Requiring a gender incongruence medical diagnosis for acceptance of a referral, presumably at the point of the pre-referral consultancy meeting (as the criterion has not been adequately explained), is hugely problematic; as noted by WPATH, this indicates a process to ‘triage treatment based on an ability of the child or young person to prove the severity of their gender dysphoria.’  

As noted by the BMA ‘Aside from the troubling ethical implications of requiring children and young people to experience or demonstrate distress in order to access care, we question how this element of the specification would work in practice, including who will be responsible for determining what encompasses ‘clinically significant’ distress or ‘significant impairment in social functioning’, and on what evidence any such assessments would be based.’ 

The BMA have expressed deep concerns about all aspects of the proposals put forward by NHSE, which we echo.

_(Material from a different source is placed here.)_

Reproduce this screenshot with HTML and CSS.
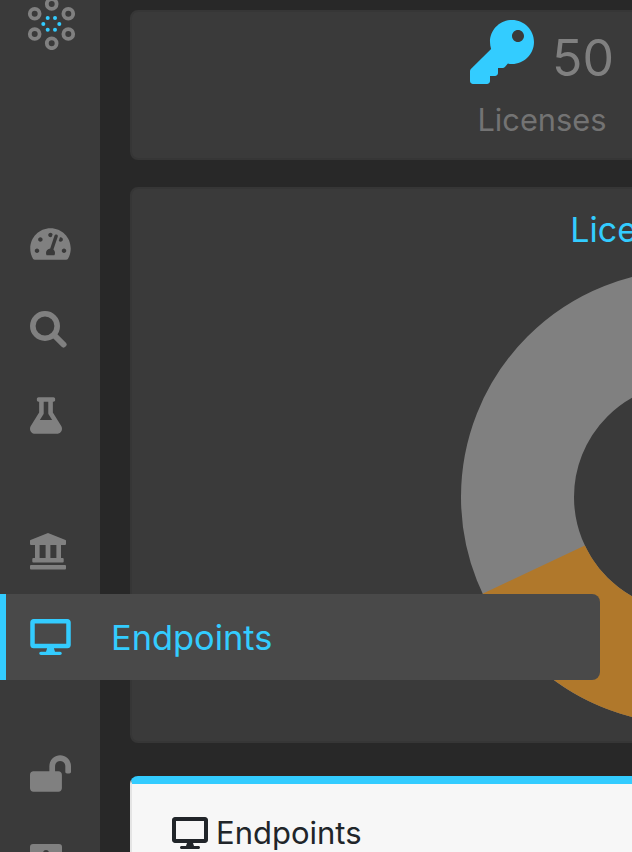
FILE: index.html
```html
<!DOCTYPE html>
<html lang="en">
<head>
<meta charset="utf-8">
<title>Endpoints</title>
<link rel="stylesheet" href="styles.css">
</head>
<body>
<div class="shell">
  <nav class="sidebar">
    <svg class="logo" viewBox="0 0 50 50" aria-hidden="true">
      <g class="logo-rings">
        <circle cx="25.7" cy="4" r="4.9"/><circle cx="8.7" cy="13.7" r="4.9"/><circle cx="42.3" cy="13.7" r="4.9"/>
        <circle cx="8.7" cy="34" r="4.9"/><circle cx="42.3" cy="34" r="4.9"/><circle cx="25.7" cy="43.3" r="4.9"/>
      </g>
      <g class="logo-dots">
        <circle cx="21.7" cy="18" r="2"/><circle cx="29" cy="18" r="2"/><circle cx="17.3" cy="24" r="2"/>
        <circle cx="33.3" cy="24" r="2"/><circle cx="21.7" cy="29.7" r="2"/><circle cx="29" cy="29.7" r="2"/>
      </g>
    </svg>
    <svg class="nav-icon icon-gauge" viewBox="0 0 576 512"><path d="M288 32C128.94 32 0 160.94 0 320c0 52.8 14.25 102.26 39.06 144.8 5.61 9.62 16.3 15.2 27.44 15.2h443c11.14 0 21.83-5.58 27.44-15.2C561.75 422.26 576 372.8 576 320c0-159.06-128.94-288-288-288zm0 64c14.71 0 26.58 10.13 30.32 23.65-1.11 2.26-2.64 4.23-3.45 6.67l-9.22 27.67c-5.13 3.49-10.97 6.01-17.64 6.01-17.67 0-32-14.33-32-32S270.33 96 288 96zM96 384c-17.67 0-32-14.33-32-32s14.33-32 32-32 32 14.33 32 32-14.33 32-32 32zm48-160c-17.67 0-32-14.33-32-32s14.33-32 32-32 32 14.33 32 32-14.33 32-32 32zm246.77-72.41l-61.33 184C343.13 347.33 352 364.54 352 384c0 11.72-3.38 22.55-8.88 32H232.88c-5.5-9.45-8.88-20.28-8.88-32 0-33.94 26.5-61.43 59.9-63.59l61.34-184.01c4.17-12.56 17.73-19.45 30.36-15.17 12.57 4.19 19.35 17.79 15.17 30.36zm14.66 57.2l15.52-46.55c3.47-1.29 7.13-2.23 11.05-2.23 17.67 0 32 14.33 32 32s-14.33 32-32 32c-11.38-.01-20.89-6.28-26.57-15.22zM480 384c-17.67 0-32-14.33-32-32s14.33-32 32-32 32 14.33 32 32-14.33 32-32 32z"/></svg>
    <svg class="nav-icon icon-search" viewBox="0 0 37 37"><circle cx="15" cy="15" r="12.2"/><path class="search-handle" d="M25 25l8.5 8.5"/></svg>
    <svg class="nav-icon icon-flask" viewBox="0 0 448 512"><path d="M437.2 403.5L320 215V64h8c13.3 0 24-10.7 24-24V24c0-13.3-10.7-24-24-24H120c-13.3 0-24 10.7-24 24v16c0 13.3 10.7 24 24 24h8v151L10.8 403.5C-18.5 450.6 15.3 512 70.9 512h306.2c55.7 0 89.4-61.5 60.1-108.5zM137.9 320l48.2-77.6c3.7-5.2 5.8-11.6 5.8-18.4V64h64v160c0 6.9 2.2 13.2 5.8 18.4l48.2 77.6h-172z"/></svg>
    <svg class="nav-icon icon-bank" viewBox="0 0 36 37"><path d="M18 0L35.5 7q.5.2.5 1v3q0 1-1 1H1q-1 0-1-1V8q0-.8.5-1z"/><rect x="5" y="12" width="4.6" height="13"/><rect x="15.6" y="12" width="4.8" height="13"/><rect x="26.4" y="12" width="4.6" height="13"/><rect x="2.3" y="25" width="31.4" height="4.4" rx="1"/><rect x="0" y="32" width="36" height="4.6" rx="1"/></svg>
    <div class="nav-gap"></div>
    <svg class="nav-icon icon-unlock" viewBox="0 0 576 512"><path d="M423.5 0C339.5.3 272 69.5 272 153.5V224H48c-26.5 0-48 21.5-48 48v192c0 26.5 21.5 48 48 48h352c26.5 0 48-21.5 48-48V272c0-26.5-21.5-48-48-48h-48v-71.1c0-39.6 31.7-72.5 71.3-72.9 40-.4 72.7 32.1 72.7 72v80c0 13.3 10.7 24 24 24h32c13.3 0 24-10.7 24-24v-80C576 68 507.5-.3 423.5 0z"/></svg>
    <div class="nav-last"></div>
  </nav>

  <main class="content">
    <section class="card stat-card">
      <div class="stat">
        <div class="stat-row">
          <svg class="stat-key" viewBox="0 0 512 512"><path d="M512 176.001C512 273.203 433.202 352 336 352c-11.22 0-22.19-1.062-32.827-3.069l-24.012 27.014A23.999 23.999 0 0 1 261.223 384H224v40c0 13.255-10.745 24-24 24h-40v40c0 13.255-10.745 24-24 24H24c-13.255 0-24-10.745-24-24v-78.059c0-6.365 2.529-12.47 7.029-16.971l161.802-161.802C163.108 213.814 160 195.271 160 176 160 78.798 238.797.001 335.999 0 433.488-.001 512 78.511 512 176.001zM336 128c0 26.51 21.49 48 48 48s48-21.49 48-48-21.49-48-48-48-48 21.49-48 48z"/></svg>
          <span class="stat-value">50</span>
        </div>
        <div class="stat-label">Licenses</div>
      </div>
    </section>

    <section class="card chart-card">
      <h2 class="chart-title">License Status</h2>
      <svg class="donut" viewBox="0 0 454 454">
        <circle class="donut-gray" cx="227" cy="227" r="170.5"/>
        <circle class="donut-orange" cx="227" cy="227" r="170.5" pathLength="100" stroke-dasharray="40 60" transform="rotate(10.8 227 227)"/>
      </svg>
    </section>

    <section class="panel">
      <h1 class="panel-title">
        <svg class="panel-icon" viewBox="0 0 576 512"><path d="M528 0H48C21.5 0 0 21.5 0 48v320c0 26.5 21.5 48 48 48h192l-16 48h-72c-13.3 0-24 10.7-24 24s10.7 24 24 24h272c13.3 0 24-10.7 24-24s-10.7-24-24-24h-72l-16-48h192c26.5 0 48-21.5 48-48V48c0-26.5-21.5-48-48-48zm-16 352H64V64h448v288z"/></svg>
        <span>Endpoints</span>
      </h1>
    </section>
  </main>

  <a class="flyout" href="#">
    <svg class="flyout-icon" viewBox="0 0 576 512"><path d="M528 0H48C21.5 0 0 21.5 0 48v320c0 26.5 21.5 48 48 48h192l-16 48h-72c-13.3 0-24 10.7-24 24s10.7 24 24 24h272c13.3 0 24-10.7 24-24s-10.7-24-24-24h-72l-16-48h192c26.5 0 48-21.5 48-48V48c0-26.5-21.5-48-48-48zm-16 352H64V64h448v288z"/></svg>
    <span>Endpoints</span>
  </a>
</div>
</body>
</html>
```

FILE: styles.css
```css
* { box-sizing: border-box; }
html, body { margin: 0; height: 100%; overflow: hidden; background: #282828; }
body { font-family: Inter, "Liberation Sans", sans-serif; }

.shell { position: relative; display: flex; width: 632px; height: 852px; overflow: hidden; }

.sidebar {
  flex: 0 0 100px;
  height: 852px;
  display: flex;
  flex-direction: column;
  align-items: flex-start;
  padding-left: 30px;
  background: #3a3a3a;
  overflow: hidden;
}
.logo { display: block; width: 50px; height: 50px; margin: 0 0 0 -4px; flex: none; }
.logo-rings circle { fill: none; stroke: #808080; stroke-width: 3.8; }
.logo-dots circle { fill: #33ccff; }

.nav-icon { display: block; flex: none; fill: #808080; }
.icon-gauge { width: 41px; height: 36px; margin-top: 176px; }
.icon-search { width: 37px; height: 37px; margin-top: 49px; fill: none; stroke: #808080; stroke-width: 5.6; }
.search-handle { stroke-width: 6; stroke-linecap: round; }
.icon-flask { width: 32px; height: 37px; margin-top: 49px; }
.icon-bank { width: 36px; height: 37px; margin-top: 99px; }
.nav-gap { flex: none; height: 185px; }
.icon-unlock { width: 41px; height: 37px; }
.nav-last { position: relative; flex: none; width: 32px; height: 30px; margin-top: 52px; background: #808080; border-radius: 3px; }
.nav-last::after { content: ""; position: absolute; left: 13px; top: 6px; width: 6px; height: 6px; border-radius: 50%; background: #3a3a3a; }

.content { flex: none; width: 1000px; padding: 10px 0 0 30px; }

.card {
  background: #3a3a3a;
  border: 2px solid #363636;
  border-radius: 8px;
}
.stat-card { height: 150px; display: flex; }
.stat { width: 820px; display: flex; flex-direction: column; align-items: center; padding-top: 8px; }
.stat-row { display: flex; align-items: center; gap: 18px; }
.stat-key { display: block; width: 64px; height: 64px; fill: #33ccff; }
.stat-value { margin-top: 12px; font-size: 50px; line-height: 52px; color: #808080; }
.stat-label { margin-top: 16px; font-size: 30.8px; line-height: 40px; color: #737373; }

.chart-card {
  height: 556px;
  margin-top: 27px;
  display: flex;
  flex-direction: column;
  align-items: center;
  width: 1116px;
  padding-top: 19px;
}
.chart-title { margin: 0; font-size: 34px; line-height: 44px; font-weight: 400; color: #33ccff; white-space: nowrap; }
.donut { display: block; width: 454px; height: 454px; margin-top: 18px; flex: none; }
.donut circle { fill: none; stroke-width: 113; }
.donut-gray { stroke: #808080; }
.donut-orange { stroke: #b0782b; }

.panel {
  width: 1000px;
  height: 200px;
  margin-top: 33px;
  background: #f7f7f7;
  border-top: 8px solid #33ccff;
  border-left: 2px solid #e4e4e4;
  border-radius: 8px 0 0 0;
  padding: 31px 0 0 40px;
}
.panel-title { display: flex; align-items: center; gap: 8px; margin: 0; font-size: 31px; line-height: 36px; font-weight: 400; color: #212529; }
.panel-icon { display: block; width: 36px; height: 32px; fill: #212529; }

.flyout {
  position: absolute;
  left: 0;
  top: 594px;
  width: 600px;
  height: 86px;
  display: flex;
  align-items: center;
  gap: 40px;
  padding-left: 24px;
  background: #494949;
  border-left: 6px solid #33ccff;
  border-radius: 0 8px 8px 0;
  color: #33ccff;
  font-size: 34.4px;
  text-decoration: none;
}
.flyout-icon { display: block; width: 41px; height: 36px; fill: #33ccff; }
```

We agree with their concerns, and those of WPATH, that these changes will cause irreparable harm and result in increased suicidality and death of gender incongruent young people. 

Any other comments?

 This proposal is a cynical attempt to deny access to extremely vulnerable children and young people by adding barriers to access care. This proposal, rather than solving the inexcusably poor access to services that young people are experiencing is instead shuffling them around under the excuse of creating process whilst in reality, extending the already unacceptable and inhumane waiting times, currently in excess of 3 years at present but likely to be much longer with over 8,000 young people currently languishing on the list with no hope of short, medium or even long-term access to support and medical intervention.